Keeping your data clean and up-to-date is equally important. Data decay can undermine targeting accuracy, so regular validation and cleaning are essential.
"Start with outcomes - Optimize for win rate, ACV, cycle time, CAC/payback, and NRR - not leads." - The Pedowitz Group [15]
Finally, create feedback loops with your sales team. They can flag any inaccuracies in firmographic data, such as outdated revenue figures, incorrect employee counts, or misclassified industries. Use their input to refine your scoring models and cross-check data from multiple providers to maintain accuracy [1][13].
Conclusion
Firmographics help B2B sales teams zero in on the right accounts, making it easier to close deals. By building an Ideal Customer Profile (ICP) with key attributes like industry, company size, revenue, and location, teams can weed out low-value prospects and focus their efforts where they’ll have the greatest impact. This approach leads to noticeably higher win rates.
Here’s how to make it work: start by analyzing your best customers to define your ICP, collect accurate firmographic data from trusted sources, segment and prioritize leads based on how well they align with your profile, and customize your messaging to address the unique needs of each segment.
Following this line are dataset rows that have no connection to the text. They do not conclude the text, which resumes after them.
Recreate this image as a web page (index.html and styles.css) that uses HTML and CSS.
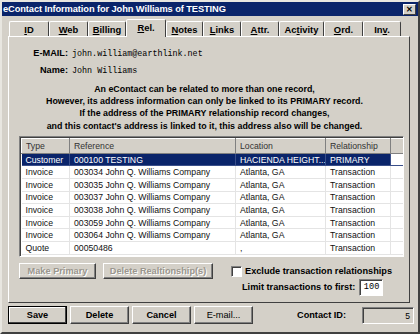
FILE: index.html
```html
<!DOCTYPE html>
<html lang="en">
<head>
    <meta charset="UTF-8">
    <title>eContact Information</title>
    <link rel="stylesheet" href="styles.css">
</head>
<body>
    <div class="window">
        <div class="titlebar">
            <span class="title">eContact Information for John Williams of TESTING</span>
            <span class="close-btn">&#x2715;</span>
        </div>

        <div class="tabs">
            <span class="tab"><u>I</u>D</span>
            <span class="tab"><u>W</u>eb</span>
            <span class="tab"><u>B</u>illing</span>
            <span class="tab active"><u>R</u>el.</span>
            <span class="tab"><u>N</u>otes</span>
            <span class="tab"><u>L</u>inks</span>
            <span class="tab"><u>A</u>ttr.</span>
            <span class="tab">Ac<u>t</u>ivity</span>
            <span class="tab"><u>O</u>rd.</span>
            <span class="tab">In<u>v</u>.</span>
        </div>

        <div class="panel">
            <div class="field">
                <span class="field-label">E-MAIL:</span>
                <span class="field-value">john.william@earthlink.net</span>
            </div>
            <div class="field">
                <span class="field-label">Name:</span>
                <span class="field-value">John Williams</span>
            </div>

            <p class="note">
                An eContact can be related to more than one record,<br>
                However, its address information can only be linked to its PRIMARY record.<br>
                If the address of the PRIMARY relationship record changes,<br>
                and this contact's address is linked to it, this address also will be changed.
            </p>

            <div class="grid-box">
                <table class="grid">
                    <thead>
                        <tr>
                            <th class="col-type">Type</th>
                            <th class="col-ref">Reference</th>
                            <th class="col-loc">Location</th>
                            <th class="col-rel">Relationship</th>
                            <th class="col-pad"></th>
                        </tr>
                    </thead>
                    <tbody>
                        <tr class="selected">
                            <td>Customer</td><td>000100 TESTING</td><td>HACIENDA HEIGHT...</td><td>PRIMARY</td><td class="blank"></td>
                        </tr>
                        <tr><td>Invoice</td><td>003034 John Q. Williams Company</td><td>Atlanta, GA</td><td>Transaction</td><td class="blank"></td></tr>
                        <tr><td>Invoice</td><td>003035 John Q. Williams Company</td><td>Atlanta, GA</td><td>Transaction</td><td class="blank"></td></tr>
                        <tr><td>Invoice</td><td>003037 John Q. Williams Company</td><td>Atlanta, GA</td><td>Transaction</td><td class="blank"></td></tr>
                        <tr><td>Invoice</td><td>003038 John Q. Williams Company</td><td>Atlanta, GA</td><td>Transaction</td><td class="blank"></td></tr>
                        <tr><td>Invoice</td><td>003059 John Q. Williams Company</td><td>Atlanta, GA</td><td>Transaction</td><td class="blank"></td></tr>
                        <tr><td>Invoice</td><td>003064 John Q. Williams Company</td><td>Atlanta, GA</td><td>Transaction</td><td class="blank"></td></tr>
                        <tr><td>Quote</td><td>00050486</td><td>,</td><td>Transaction</td><td class="blank"></td></tr>
                    </tbody>
                </table>
            </div>

            <div class="actions">
                <button class="btn disabled btn-primary">Make Primary</button>
                <button class="btn disabled btn-delrel">Delete Realtionship(s)</button>
                <div class="options">
                    <label class="check-row"><span class="checkbox"></span>Exclude transaction relationships</label>
                    <div class="limit-row">
                        <span>Limit transactions to first:</span>
                        <span class="textbox">100</span>
                    </div>
                </div>
            </div>
        </div>

        <div class="footer">
            <button class="btn default">Save</button>
            <button class="btn">Delete</button>
            <button class="btn">Cancel</button>
            <button class="btn light">E-mail...</button>
            <span class="contact-label">Contact ID:</span>
            <span class="textbox readonly">5</span>
        </div>
    </div>
</body>
</html>
```

FILE: styles.css
```css
:root {
    --face: #d4d0c8; --shadow: #808080; --dark: #404040;
    --hilite: #ffffff; --navy: #0a246a;
}
* { box-sizing: border-box; margin: 0; padding: 0; }
body { font-family: 'Liberation Sans', Arial, sans-serif; background: var(--face); }

.window {
    width: 420px; height: 334px; background: var(--face);
    border: 2px solid; border-color: #e8e6e0 var(--dark) var(--dark) #e8e6e0;
    display: flex; flex-direction: column;
}
.titlebar {
    height: 14px; background: var(--navy); color: #fff;
    display: flex; align-items: center; justify-content: space-between; padding: 0 2px 0 1px;
}
.title { font-weight: bold; font-size: 9.3px; letter-spacing: -0.1px; }
.close-btn {
    width: 13px; height: 11px; background: var(--face); color: #000;
    font-size: 8px; font-weight: bold; display: flex; align-items: center; justify-content: center;
    border: 1px solid; border-color: var(--hilite) var(--dark) var(--dark) var(--hilite);
}

.tabs { display: flex; align-items: flex-end; height: 20px; padding-left: 7px; }
.tab {
    height: 15px; font-weight: bold; font-size: 9.4px; padding: 2px 0 0 0; text-align: center;
    border: 1px solid; border-bottom: none; border-color: var(--hilite) var(--dark) transparent var(--hilite);
    border-radius: 2px 2px 0 0; position: relative;
}
.tab:nth-child(1) { width: 40px; }
.tab:nth-child(2) { width: 39px; }
.tab:nth-child(3) { width: 38px; }
.tab:nth-child(4) { width: 40px; }
.tab:nth-child(5) { width: 37px; }
.tab:nth-child(6) { width: 38px; }
.tab:nth-child(7) { width: 38px; }
.tab:nth-child(8) { width: 45px; }
.tab:nth-child(9) { width: 39px; }
.tab:nth-child(10) { width: 38px; }
.tab.active { height: 18px; margin-bottom: -1px; z-index: 1; background: var(--face); padding-top: 2px; }

.panel {
    margin: 0 8px 0 6px; height: 267px;
    border: 1px solid; border-color: var(--hilite) var(--dark) var(--dark) var(--hilite);
    padding: 11px 5px 0 10px;
}
.field { display: flex; align-items: baseline; height: 17px; }
.field-label { width: 53px; text-align: right; font-weight: bold; font-size: 9.2px; padding-right: 4px; }
.field-value { font-family: 'Liberation Mono', 'Courier New', monospace; font-size: 8.4px; }

.note {
    text-align: center; font-weight: bold; font-size: 8.85px; line-height: 12.2px;
    margin-top: 1px; padding-right: 14px;
}

.grid-box {
    margin-top: 4px; width: 385px; height: 121px; background: #fff;
    border: 1px solid; border-color: var(--shadow) var(--hilite) var(--hilite) var(--shadow);
    box-shadow: inset 1px 1px 0 var(--dark);
    overflow: hidden; padding: 1px 0 0 1px;
}
.grid { border-collapse: collapse; table-layout: fixed; width: 383px; font-size: 8.7px; }
.grid th {
    height: 15px; background: var(--face); font-weight: normal; text-align: left; color: #333;
    padding: 0 4px; border: 1px solid; border-color: var(--hilite) var(--shadow) var(--shadow) var(--hilite);
}
.col-type { width: 48px; }
.col-ref { width: 166px; }
.col-loc { width: 90px; }
.col-rel { width: 65px; }
.grid td {
    height: 12.6px; padding: 0 4px; white-space: nowrap; overflow: hidden;
    border-right: 1px solid #e4e4e4; border-bottom: 1px solid #e4e4e4; color: #111;
}
.grid td.blank { border-right: none; }
.grid tr.selected td { background: var(--navy); color: #fff; border-color: #3a4f8a; }
.grid tr.selected td.blank { background: #fff; }

.actions { display: flex; margin-top: 6px; }
.btn {
    font-family: 'Liberation Sans', Arial, sans-serif; font-weight: bold; font-size: 9.2px;
    background: var(--face); color: #000; height: 17px;
    border: 1px solid; border-color: var(--hilite) var(--dark) var(--dark) var(--hilite);
    box-shadow: inset -1px -1px 0 var(--shadow);
}
.btn.disabled { color: #9a968e; text-shadow: 1px 1px 0 #fff; height: 16px; }
.btn-primary { width: 77px; }
.btn-delrel { width: 110px; margin-left: 7px; }
.options { margin-left: 18px; font-weight: bold; font-size: 9.2px; }
.check-row { display: flex; align-items: center; gap: 3px; height: 13px; margin-top: 2px; }
.checkbox {
    width: 11px; height: 11px; background: #fff;
    border: 1px solid; border-color: var(--shadow) var(--hilite) var(--hilite) var(--shadow);
    box-shadow: inset 1px 1px 0 var(--dark);
}
.limit-row { display: flex; align-items: center; gap: 4px; margin-left: 11px; margin-top: 1px; }
.textbox {
    display: inline-block; background: #fff; font-weight: normal; font-size: 8.6px;
    text-align: right; padding: 2px 3px 0 0; font-family: 'Liberation Mono', 'Courier New', monospace;
    width: 24px; height: 17px;
    border: 1px solid; border-color: var(--shadow) var(--hilite) var(--hilite) var(--shadow);
    box-shadow: inset 1px 1px 0 var(--dark);
}

.footer { display: flex; align-items: center; padding: 3px 0 0 6px; gap: 3px; }
.footer .btn { width: 59px; height: 18px; }
.footer .btn.default { border: 1px solid #000; box-shadow: inset -1px -1px 0 var(--dark), inset 1px 1px 0 #fff; }
.footer .btn.light { font-weight: normal; }
.contact-label { font-weight: bold; font-size: 9.2px; margin-left: 41px; width: 62px; }
.textbox.readonly {
    background: var(--face); width: 52px; height: 17px; font-family: 'Liberation Sans', Arial, sans-serif;
    font-size: 8.6px; padding: 3px 3px 0 0;
}
```
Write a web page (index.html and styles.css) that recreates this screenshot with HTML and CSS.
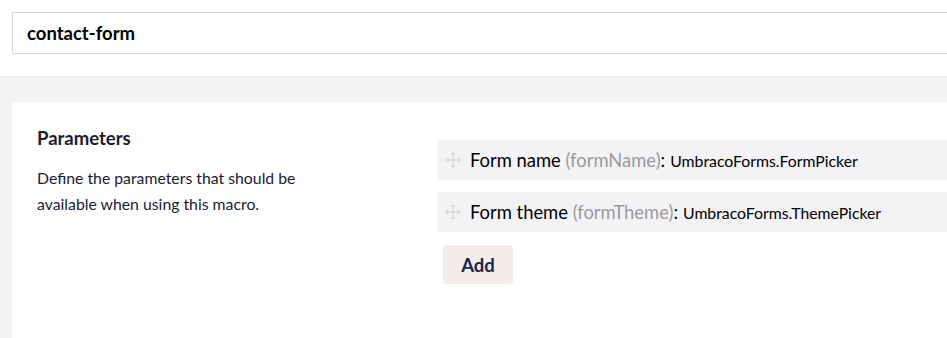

For growth-stage companies, this means aligning sales strategies with the specific challenges and buying behaviors of businesses in similar stages of development.
This isn’t a one-and-done process. Markets shift, and data becomes outdated surprisingly quickly - about every year, in fact [1][7]. Teams that refresh their ICPs quarterly see a 9.7% higher pipeline creation rate compared to those that only update once a year [19]. Tracking metrics like win rates, deal sizes, and sales cycle lengths for each segment helps pinpoint what’s working and where adjustments are needed. This continuous improvement ties back to the initial steps of segmentation and ICP updates.
"Precision is the ultimate competitive advantage. Trying to sell your complex solution to every company that shows slight interest is a fast track to resource drain." - Author B2B [18]
FAQs
What’s the difference between firmographics, technographics, and intent data?
Firmographics refer to a company’s outward characteristics, such as its industry, revenue, size, location, and organizational structure. These details are crucial for segmenting and targeting businesses effectively. On the other hand, technographics dive into the internal technologies and tools a company relies on, such as CRM systems, marketing platforms, or cloud service providers.
Intent data adds another layer by tracking signals that indicate interest or purchase intent. Often derived from online behavior, this data helps pinpoint prospects actively researching products or solutions.
When combined, these three data types - firmographics, technographics, and intent data - help sharpen B2B sales strategies, making outreach more focused and relevant.
How do I validate firmographic data when sources disagree?
To ensure firmographic data is accurate when sources provide conflicting information, it's crucial to cross-check details across multiple trustworthy sources. These might include company databases, official websites, or recently published reports. Always prioritize data that is both current and comes from reliable origins. Focus on verifying essential details like the company's industry, size, and location.
If inconsistencies remain after thorough research, reaching out to the company directly can help clear up any confusion. Taking these steps ensures precise targeting and smarter prioritization in your B2B sales efforts.
Which 10+ firmographic attributes should I use for lead scoring?
Key firmographic attributes for lead scoring include company size, industry, revenue, location, ownership structure, growth trajectory, and buying center presence. These elements are essential for identifying and prioritizing leads, ensuring sales teams focus their efforts on opportunities with the greatest potential.